■ Goal of the exercise: Work out how many lines of the data hold the string "full", and reply with that number alone.

■ Data shown:
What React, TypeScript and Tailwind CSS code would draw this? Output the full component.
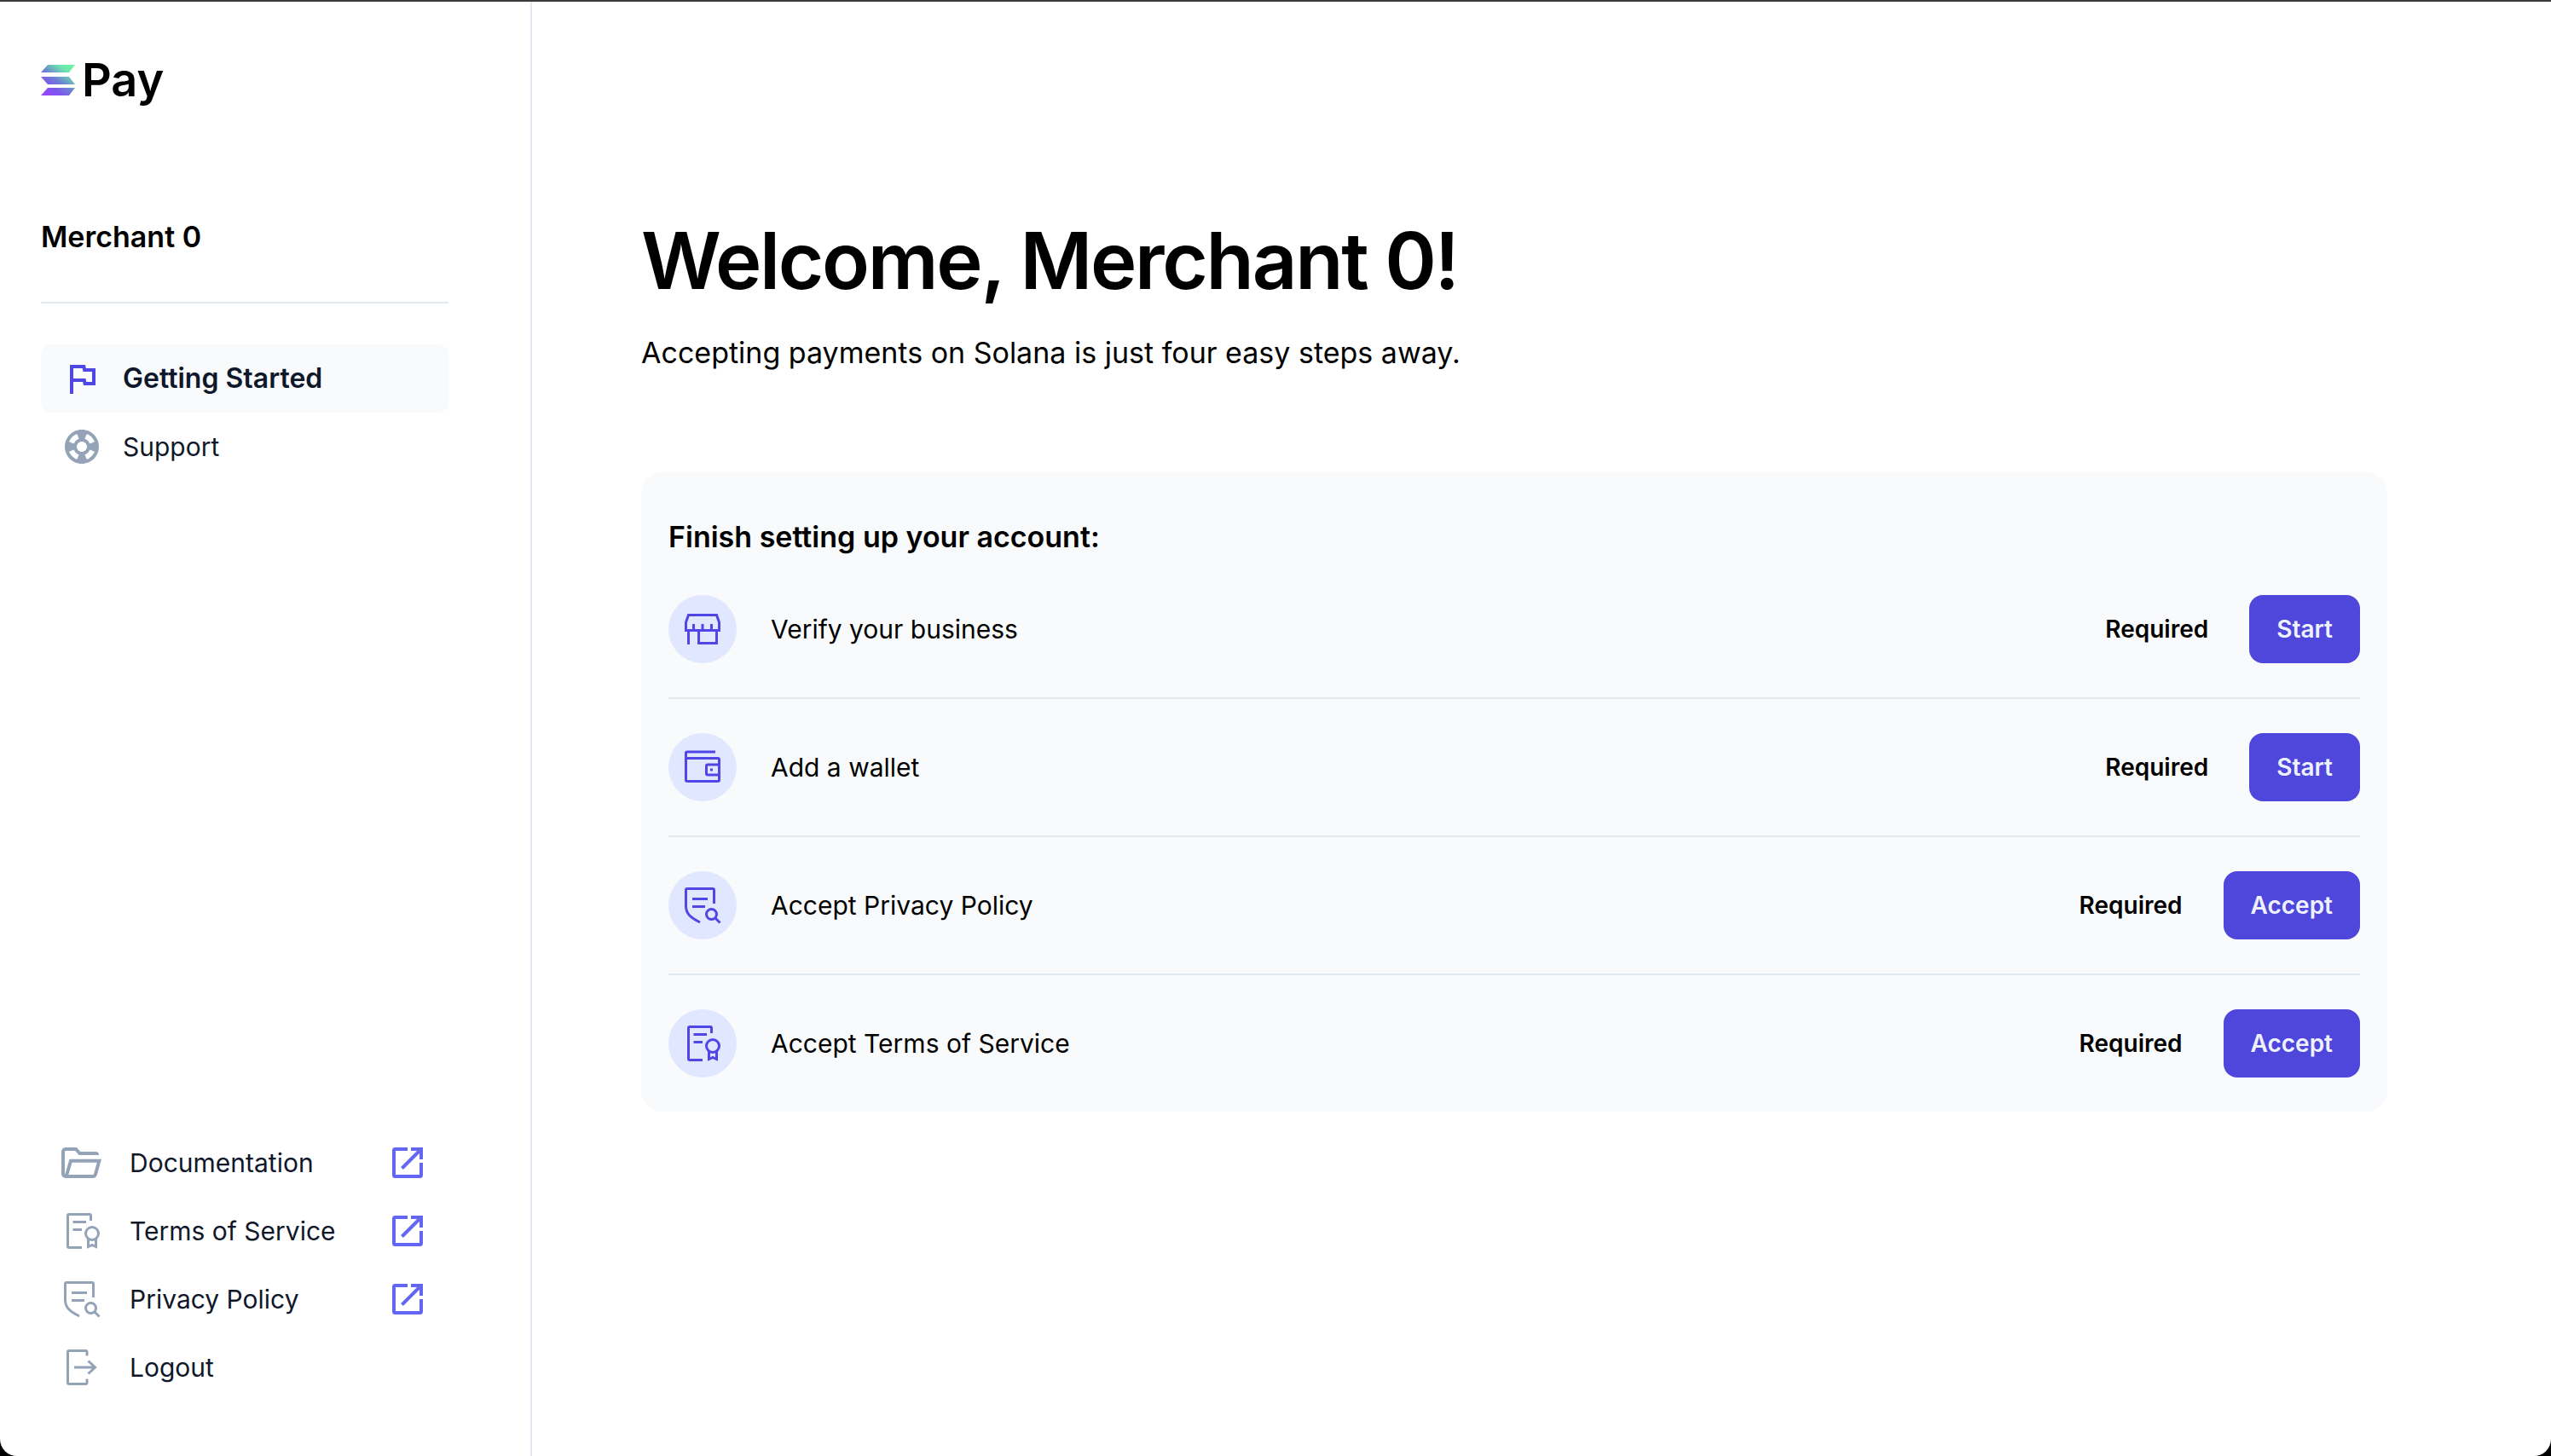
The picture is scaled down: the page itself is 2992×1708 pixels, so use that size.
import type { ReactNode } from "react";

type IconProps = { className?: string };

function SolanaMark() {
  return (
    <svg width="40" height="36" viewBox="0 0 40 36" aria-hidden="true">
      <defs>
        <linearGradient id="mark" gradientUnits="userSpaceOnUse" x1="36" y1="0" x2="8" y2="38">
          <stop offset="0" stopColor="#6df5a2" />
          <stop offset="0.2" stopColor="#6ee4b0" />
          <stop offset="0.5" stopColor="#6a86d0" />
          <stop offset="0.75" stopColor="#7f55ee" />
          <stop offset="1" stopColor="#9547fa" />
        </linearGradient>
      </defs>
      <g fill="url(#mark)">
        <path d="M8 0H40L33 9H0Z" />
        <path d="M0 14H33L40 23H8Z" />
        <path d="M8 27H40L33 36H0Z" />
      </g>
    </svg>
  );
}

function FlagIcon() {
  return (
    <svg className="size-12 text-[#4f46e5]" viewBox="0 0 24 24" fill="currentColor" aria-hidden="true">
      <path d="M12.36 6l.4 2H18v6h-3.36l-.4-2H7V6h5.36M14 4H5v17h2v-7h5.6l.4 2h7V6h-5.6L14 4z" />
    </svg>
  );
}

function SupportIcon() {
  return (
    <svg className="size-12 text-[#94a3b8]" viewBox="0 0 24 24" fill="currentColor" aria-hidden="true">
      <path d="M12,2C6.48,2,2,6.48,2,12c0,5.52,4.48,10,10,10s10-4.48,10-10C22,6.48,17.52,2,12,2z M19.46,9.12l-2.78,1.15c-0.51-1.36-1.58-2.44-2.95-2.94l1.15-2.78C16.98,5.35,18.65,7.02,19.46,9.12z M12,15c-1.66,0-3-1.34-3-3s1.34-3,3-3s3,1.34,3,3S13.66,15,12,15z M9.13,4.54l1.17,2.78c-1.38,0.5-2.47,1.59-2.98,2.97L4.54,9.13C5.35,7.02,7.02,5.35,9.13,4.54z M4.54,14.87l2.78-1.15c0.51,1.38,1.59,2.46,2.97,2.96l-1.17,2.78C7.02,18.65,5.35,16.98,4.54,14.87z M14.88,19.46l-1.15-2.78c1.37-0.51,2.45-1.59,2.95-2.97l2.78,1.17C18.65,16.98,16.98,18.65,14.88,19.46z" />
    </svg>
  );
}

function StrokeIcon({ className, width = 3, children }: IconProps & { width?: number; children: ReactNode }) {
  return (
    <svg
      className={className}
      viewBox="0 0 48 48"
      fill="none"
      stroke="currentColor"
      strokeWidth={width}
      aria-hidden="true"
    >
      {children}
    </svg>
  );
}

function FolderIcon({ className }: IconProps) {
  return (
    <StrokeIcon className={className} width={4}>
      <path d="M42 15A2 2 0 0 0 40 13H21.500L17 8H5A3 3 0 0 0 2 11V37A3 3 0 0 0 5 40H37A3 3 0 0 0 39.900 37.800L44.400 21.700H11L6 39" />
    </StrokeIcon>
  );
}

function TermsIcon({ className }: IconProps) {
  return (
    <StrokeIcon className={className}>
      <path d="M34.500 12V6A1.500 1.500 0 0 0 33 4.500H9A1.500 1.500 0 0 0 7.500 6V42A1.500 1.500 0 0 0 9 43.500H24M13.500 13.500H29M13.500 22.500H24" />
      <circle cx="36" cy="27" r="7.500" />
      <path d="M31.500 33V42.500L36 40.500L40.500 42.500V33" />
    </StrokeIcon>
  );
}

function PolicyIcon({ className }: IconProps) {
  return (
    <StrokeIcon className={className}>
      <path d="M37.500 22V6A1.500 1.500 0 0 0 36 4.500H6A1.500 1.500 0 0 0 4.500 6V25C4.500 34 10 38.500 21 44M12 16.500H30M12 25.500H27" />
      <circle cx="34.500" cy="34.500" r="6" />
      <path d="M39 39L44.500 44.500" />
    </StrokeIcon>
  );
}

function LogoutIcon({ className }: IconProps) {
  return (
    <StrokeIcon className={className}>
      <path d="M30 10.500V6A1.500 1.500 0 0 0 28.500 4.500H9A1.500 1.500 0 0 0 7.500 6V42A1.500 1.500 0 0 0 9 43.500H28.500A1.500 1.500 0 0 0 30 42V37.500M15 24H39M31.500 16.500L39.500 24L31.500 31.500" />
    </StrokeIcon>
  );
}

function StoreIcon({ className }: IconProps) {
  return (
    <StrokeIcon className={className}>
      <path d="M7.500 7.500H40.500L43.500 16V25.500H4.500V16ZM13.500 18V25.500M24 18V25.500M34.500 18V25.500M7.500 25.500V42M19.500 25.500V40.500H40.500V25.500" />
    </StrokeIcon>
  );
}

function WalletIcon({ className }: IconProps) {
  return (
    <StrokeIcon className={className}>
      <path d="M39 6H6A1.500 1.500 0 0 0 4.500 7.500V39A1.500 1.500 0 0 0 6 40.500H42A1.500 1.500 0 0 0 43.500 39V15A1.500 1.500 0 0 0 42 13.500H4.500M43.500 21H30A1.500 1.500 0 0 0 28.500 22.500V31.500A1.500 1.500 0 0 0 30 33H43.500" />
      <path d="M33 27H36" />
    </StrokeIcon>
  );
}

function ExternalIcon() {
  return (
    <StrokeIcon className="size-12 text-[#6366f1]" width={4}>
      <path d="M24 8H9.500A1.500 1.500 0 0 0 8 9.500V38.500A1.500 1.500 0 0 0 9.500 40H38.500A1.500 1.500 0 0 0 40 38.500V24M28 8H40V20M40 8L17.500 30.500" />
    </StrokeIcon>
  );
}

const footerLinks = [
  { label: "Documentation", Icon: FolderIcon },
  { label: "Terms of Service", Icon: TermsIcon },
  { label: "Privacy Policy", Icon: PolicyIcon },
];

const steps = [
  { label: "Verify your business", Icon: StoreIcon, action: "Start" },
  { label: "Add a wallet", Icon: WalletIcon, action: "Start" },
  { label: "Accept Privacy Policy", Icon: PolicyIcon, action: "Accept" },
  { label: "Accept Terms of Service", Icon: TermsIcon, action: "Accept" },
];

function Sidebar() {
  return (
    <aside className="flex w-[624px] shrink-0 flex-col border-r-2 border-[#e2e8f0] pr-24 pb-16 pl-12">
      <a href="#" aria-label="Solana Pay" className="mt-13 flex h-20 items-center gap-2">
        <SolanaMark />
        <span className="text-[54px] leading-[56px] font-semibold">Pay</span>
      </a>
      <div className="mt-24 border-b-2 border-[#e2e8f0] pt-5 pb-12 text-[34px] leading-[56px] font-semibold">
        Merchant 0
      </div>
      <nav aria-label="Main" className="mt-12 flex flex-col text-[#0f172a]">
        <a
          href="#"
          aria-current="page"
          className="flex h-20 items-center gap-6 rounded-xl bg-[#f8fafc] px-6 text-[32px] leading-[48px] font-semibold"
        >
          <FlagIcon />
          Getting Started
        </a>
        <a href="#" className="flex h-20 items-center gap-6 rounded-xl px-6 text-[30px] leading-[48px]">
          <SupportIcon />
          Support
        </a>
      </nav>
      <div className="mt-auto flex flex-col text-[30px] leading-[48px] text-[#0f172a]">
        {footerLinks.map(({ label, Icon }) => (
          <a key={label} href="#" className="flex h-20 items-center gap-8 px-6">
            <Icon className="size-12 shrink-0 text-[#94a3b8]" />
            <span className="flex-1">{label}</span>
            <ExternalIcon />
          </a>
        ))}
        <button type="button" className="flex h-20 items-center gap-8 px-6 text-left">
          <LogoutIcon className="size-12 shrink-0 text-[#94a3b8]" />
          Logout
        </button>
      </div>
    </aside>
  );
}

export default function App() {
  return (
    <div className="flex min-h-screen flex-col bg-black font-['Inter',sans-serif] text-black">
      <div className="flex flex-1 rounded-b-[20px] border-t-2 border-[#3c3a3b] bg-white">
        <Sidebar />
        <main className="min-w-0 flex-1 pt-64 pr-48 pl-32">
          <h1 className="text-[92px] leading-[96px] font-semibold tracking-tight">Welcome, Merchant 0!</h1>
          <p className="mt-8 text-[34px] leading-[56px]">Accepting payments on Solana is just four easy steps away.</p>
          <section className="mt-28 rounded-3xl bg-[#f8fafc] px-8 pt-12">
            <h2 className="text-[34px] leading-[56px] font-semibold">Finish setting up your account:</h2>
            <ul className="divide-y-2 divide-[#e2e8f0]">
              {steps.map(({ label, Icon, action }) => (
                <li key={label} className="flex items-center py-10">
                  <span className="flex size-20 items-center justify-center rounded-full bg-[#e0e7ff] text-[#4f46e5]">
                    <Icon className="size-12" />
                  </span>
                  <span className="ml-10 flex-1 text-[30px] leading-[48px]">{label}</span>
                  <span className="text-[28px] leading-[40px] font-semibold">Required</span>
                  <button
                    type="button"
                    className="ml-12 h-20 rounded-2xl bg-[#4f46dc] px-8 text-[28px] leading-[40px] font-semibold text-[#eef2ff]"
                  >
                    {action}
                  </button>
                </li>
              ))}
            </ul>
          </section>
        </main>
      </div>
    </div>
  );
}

■ Exercise response: 2